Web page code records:
################

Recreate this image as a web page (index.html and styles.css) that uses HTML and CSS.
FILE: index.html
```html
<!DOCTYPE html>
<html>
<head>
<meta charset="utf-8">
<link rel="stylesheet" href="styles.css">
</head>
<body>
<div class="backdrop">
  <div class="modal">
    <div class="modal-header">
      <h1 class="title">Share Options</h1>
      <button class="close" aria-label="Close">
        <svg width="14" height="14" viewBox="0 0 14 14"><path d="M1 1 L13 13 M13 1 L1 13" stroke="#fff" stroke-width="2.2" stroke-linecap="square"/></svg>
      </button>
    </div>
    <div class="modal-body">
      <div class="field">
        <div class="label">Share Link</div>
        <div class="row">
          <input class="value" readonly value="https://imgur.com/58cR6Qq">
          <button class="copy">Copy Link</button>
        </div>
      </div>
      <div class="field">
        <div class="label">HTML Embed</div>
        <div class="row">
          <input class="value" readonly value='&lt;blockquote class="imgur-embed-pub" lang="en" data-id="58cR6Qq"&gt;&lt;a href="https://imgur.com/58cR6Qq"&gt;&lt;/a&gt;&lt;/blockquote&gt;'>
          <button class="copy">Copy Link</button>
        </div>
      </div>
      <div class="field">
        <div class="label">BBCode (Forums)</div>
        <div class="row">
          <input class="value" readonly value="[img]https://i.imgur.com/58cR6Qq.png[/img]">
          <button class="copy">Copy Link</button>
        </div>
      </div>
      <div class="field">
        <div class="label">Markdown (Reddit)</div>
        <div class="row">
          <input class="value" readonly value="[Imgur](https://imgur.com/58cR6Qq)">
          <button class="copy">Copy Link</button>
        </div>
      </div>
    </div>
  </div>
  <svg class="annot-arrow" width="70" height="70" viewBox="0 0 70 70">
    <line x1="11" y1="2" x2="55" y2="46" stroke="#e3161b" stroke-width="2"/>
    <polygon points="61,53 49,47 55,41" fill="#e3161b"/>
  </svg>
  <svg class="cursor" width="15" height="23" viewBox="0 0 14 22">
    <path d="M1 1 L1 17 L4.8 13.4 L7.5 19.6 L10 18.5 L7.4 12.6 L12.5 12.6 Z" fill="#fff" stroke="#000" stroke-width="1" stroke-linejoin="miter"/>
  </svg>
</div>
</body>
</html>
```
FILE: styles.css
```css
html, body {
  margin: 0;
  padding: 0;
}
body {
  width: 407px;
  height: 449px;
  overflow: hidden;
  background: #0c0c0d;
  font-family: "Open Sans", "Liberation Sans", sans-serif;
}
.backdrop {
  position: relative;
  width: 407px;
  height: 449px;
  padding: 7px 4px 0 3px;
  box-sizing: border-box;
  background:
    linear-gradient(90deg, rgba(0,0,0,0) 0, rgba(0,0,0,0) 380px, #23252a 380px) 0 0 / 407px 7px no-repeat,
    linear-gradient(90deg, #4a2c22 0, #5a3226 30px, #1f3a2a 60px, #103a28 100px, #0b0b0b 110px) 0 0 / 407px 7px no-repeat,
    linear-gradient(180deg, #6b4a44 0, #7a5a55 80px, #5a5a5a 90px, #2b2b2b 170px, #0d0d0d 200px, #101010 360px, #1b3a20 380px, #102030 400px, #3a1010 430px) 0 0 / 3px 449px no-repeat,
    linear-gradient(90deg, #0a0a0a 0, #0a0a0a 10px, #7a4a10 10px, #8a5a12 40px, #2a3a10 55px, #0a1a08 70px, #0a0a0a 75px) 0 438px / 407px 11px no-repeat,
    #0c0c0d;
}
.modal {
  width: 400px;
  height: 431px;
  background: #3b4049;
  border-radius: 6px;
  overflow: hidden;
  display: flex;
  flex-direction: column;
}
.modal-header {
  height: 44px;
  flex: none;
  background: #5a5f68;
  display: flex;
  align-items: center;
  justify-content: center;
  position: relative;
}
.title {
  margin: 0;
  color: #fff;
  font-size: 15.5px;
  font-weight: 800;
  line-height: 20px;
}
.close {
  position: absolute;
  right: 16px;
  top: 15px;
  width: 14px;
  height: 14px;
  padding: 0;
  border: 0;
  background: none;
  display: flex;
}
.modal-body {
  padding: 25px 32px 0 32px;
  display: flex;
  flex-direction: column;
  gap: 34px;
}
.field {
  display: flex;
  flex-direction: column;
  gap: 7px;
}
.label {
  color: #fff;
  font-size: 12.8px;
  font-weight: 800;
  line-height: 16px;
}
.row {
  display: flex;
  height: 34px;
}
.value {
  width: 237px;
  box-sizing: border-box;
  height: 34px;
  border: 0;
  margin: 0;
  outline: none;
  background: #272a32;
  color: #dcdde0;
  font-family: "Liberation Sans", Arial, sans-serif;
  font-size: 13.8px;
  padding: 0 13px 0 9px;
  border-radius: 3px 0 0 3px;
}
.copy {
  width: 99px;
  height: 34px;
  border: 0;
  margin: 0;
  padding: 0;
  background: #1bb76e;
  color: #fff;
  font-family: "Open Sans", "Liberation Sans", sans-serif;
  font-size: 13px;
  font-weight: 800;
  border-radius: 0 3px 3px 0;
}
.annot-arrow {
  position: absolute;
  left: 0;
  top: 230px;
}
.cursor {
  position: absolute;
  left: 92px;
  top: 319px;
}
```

################

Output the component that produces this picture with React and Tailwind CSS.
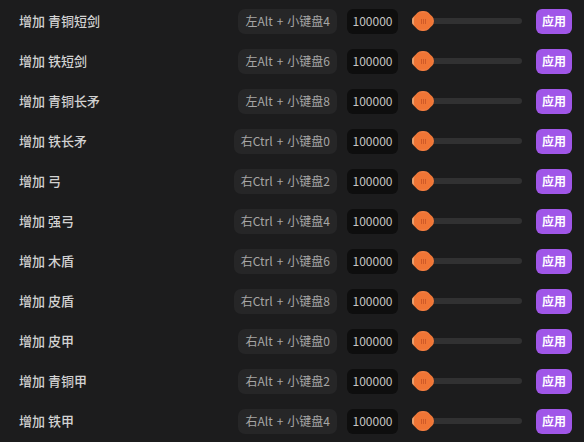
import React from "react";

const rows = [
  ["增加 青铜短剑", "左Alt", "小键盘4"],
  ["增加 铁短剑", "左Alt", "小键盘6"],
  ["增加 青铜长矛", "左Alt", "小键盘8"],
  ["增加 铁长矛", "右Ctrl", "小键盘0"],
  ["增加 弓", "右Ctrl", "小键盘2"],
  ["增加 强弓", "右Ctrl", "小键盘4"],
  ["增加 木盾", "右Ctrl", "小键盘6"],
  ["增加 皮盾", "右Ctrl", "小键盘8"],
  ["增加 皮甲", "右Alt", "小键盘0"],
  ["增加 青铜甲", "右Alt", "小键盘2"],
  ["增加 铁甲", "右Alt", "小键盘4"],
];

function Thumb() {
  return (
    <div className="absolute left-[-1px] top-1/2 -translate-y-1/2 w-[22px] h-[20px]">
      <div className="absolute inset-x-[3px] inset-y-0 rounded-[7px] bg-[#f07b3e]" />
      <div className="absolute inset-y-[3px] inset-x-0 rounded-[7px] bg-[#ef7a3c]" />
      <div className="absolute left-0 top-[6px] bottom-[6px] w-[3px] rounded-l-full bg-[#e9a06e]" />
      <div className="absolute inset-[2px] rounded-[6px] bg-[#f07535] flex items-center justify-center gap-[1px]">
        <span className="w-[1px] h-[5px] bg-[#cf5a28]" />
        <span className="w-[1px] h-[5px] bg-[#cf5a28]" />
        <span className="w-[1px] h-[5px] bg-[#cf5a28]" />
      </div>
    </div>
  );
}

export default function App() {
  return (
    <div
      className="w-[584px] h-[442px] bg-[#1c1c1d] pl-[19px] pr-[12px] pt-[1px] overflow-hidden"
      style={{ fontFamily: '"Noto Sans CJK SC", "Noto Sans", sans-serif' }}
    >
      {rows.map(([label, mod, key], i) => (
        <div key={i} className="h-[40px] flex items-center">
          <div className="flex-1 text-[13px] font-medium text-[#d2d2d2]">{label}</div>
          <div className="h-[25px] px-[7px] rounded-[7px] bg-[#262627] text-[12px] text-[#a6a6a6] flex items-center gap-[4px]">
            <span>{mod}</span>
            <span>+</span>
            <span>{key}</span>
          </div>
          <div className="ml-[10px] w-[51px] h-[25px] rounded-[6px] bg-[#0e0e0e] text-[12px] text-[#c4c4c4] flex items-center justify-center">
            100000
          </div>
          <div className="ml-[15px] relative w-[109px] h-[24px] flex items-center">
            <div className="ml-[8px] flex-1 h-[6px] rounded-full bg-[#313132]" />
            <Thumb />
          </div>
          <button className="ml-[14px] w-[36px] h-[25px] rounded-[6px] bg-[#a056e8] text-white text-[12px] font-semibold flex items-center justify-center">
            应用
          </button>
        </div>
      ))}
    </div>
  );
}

################

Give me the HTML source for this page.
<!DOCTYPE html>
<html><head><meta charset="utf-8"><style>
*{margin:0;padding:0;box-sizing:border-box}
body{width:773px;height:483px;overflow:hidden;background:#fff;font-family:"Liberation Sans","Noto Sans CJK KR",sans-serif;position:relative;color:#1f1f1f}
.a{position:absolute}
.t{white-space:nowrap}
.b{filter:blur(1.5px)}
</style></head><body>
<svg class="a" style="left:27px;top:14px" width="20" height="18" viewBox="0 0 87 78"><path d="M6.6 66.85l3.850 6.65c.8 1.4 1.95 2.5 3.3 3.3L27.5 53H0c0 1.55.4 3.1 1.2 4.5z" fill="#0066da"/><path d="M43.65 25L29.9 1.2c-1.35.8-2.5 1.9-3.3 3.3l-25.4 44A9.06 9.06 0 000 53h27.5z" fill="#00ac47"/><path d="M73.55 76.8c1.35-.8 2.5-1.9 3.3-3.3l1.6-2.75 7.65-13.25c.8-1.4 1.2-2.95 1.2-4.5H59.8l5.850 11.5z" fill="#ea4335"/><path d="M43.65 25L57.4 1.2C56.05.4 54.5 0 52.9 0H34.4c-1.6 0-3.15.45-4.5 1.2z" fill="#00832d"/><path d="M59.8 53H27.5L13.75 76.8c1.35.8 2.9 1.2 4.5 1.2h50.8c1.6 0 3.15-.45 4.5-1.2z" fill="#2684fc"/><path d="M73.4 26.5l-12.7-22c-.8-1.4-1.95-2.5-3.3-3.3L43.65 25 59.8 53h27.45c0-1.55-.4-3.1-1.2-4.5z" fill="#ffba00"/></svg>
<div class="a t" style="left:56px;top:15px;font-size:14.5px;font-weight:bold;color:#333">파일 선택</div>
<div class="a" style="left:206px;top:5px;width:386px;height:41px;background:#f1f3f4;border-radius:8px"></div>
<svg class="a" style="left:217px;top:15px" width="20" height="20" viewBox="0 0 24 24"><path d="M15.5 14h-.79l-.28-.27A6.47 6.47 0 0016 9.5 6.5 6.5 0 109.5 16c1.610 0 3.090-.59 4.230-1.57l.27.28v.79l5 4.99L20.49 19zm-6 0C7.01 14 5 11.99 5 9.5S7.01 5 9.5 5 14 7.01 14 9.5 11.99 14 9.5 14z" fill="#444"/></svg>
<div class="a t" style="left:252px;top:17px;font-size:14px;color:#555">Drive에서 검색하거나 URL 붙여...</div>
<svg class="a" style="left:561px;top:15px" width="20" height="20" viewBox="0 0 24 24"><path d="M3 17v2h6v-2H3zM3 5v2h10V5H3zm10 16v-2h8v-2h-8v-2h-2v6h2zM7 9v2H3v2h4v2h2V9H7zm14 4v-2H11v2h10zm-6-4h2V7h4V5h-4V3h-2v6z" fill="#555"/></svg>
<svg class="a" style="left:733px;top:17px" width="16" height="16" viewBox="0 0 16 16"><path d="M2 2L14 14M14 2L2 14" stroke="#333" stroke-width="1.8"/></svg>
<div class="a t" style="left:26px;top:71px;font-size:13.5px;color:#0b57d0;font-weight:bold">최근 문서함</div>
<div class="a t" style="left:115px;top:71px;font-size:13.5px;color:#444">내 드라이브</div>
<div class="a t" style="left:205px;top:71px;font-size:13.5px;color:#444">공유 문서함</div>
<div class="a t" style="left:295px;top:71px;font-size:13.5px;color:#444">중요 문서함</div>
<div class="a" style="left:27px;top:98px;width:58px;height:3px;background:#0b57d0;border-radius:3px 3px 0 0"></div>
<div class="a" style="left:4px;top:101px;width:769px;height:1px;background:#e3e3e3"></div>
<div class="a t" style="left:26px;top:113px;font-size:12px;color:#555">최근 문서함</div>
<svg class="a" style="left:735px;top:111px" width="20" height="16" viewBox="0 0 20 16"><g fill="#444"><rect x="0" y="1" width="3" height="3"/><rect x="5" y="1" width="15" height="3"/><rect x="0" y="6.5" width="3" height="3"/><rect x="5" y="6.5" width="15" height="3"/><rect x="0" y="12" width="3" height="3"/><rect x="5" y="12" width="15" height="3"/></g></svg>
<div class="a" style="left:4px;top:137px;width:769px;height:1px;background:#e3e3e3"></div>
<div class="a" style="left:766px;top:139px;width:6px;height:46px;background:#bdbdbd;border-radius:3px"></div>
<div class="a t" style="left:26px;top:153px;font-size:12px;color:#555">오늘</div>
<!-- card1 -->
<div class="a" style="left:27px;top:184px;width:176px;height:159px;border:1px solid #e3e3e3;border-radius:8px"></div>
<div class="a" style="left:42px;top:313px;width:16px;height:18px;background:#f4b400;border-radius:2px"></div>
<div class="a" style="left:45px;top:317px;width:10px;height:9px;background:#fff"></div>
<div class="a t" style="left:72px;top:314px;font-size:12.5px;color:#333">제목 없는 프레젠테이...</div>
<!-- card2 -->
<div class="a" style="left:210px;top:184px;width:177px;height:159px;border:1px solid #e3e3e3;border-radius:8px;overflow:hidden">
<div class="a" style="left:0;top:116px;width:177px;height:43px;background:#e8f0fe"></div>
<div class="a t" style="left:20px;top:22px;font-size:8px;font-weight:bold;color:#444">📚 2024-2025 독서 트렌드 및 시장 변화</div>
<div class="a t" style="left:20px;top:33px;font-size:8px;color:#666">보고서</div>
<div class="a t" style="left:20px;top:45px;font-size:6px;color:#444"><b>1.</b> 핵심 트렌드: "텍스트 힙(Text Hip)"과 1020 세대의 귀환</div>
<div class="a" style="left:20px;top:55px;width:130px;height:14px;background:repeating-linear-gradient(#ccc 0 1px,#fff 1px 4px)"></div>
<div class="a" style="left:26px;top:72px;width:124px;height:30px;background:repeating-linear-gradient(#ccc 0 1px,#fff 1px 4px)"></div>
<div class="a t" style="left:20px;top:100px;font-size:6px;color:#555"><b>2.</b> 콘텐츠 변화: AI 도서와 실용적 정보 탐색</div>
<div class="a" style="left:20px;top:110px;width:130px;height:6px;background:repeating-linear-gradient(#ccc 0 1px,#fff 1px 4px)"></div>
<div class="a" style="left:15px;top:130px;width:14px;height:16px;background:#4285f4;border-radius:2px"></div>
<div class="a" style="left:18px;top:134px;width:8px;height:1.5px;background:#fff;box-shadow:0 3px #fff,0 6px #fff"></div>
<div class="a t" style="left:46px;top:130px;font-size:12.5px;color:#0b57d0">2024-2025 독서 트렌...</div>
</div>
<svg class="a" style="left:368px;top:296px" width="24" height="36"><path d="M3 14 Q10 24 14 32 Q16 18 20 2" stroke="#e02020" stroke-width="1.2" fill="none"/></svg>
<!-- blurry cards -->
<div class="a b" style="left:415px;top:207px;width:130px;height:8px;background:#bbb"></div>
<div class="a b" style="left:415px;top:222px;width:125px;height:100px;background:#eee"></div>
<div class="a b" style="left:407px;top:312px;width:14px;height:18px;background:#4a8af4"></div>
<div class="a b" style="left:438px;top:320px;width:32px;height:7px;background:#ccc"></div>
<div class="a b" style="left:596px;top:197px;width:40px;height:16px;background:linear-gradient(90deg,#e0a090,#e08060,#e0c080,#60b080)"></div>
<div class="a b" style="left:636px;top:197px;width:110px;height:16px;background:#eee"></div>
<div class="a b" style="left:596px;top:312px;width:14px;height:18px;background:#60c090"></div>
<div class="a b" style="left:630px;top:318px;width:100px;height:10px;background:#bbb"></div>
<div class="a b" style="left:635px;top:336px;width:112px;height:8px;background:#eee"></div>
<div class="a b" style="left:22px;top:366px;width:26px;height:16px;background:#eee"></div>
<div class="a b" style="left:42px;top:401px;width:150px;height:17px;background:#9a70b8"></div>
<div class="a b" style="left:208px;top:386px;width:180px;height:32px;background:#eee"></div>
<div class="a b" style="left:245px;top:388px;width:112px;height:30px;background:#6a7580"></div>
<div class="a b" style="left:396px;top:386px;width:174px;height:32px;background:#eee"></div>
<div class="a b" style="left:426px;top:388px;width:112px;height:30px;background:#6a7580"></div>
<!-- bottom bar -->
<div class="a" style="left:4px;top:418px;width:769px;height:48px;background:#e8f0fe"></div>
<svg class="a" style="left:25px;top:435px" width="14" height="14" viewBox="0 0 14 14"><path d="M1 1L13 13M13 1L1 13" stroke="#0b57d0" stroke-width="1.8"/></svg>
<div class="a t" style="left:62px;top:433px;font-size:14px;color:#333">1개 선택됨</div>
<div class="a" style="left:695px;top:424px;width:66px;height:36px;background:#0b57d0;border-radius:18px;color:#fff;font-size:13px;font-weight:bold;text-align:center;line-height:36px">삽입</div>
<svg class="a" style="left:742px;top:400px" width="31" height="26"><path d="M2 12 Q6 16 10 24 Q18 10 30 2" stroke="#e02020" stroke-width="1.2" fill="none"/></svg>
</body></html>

################

* Instructions to follow *
Give back only the lines from the one holding "Output the component" through the one holding "import React from", both kept, exactly as written. Omit the images.

* Response below *
Output the component that produces this picture with React and Tailwind CSS.
import React from "react";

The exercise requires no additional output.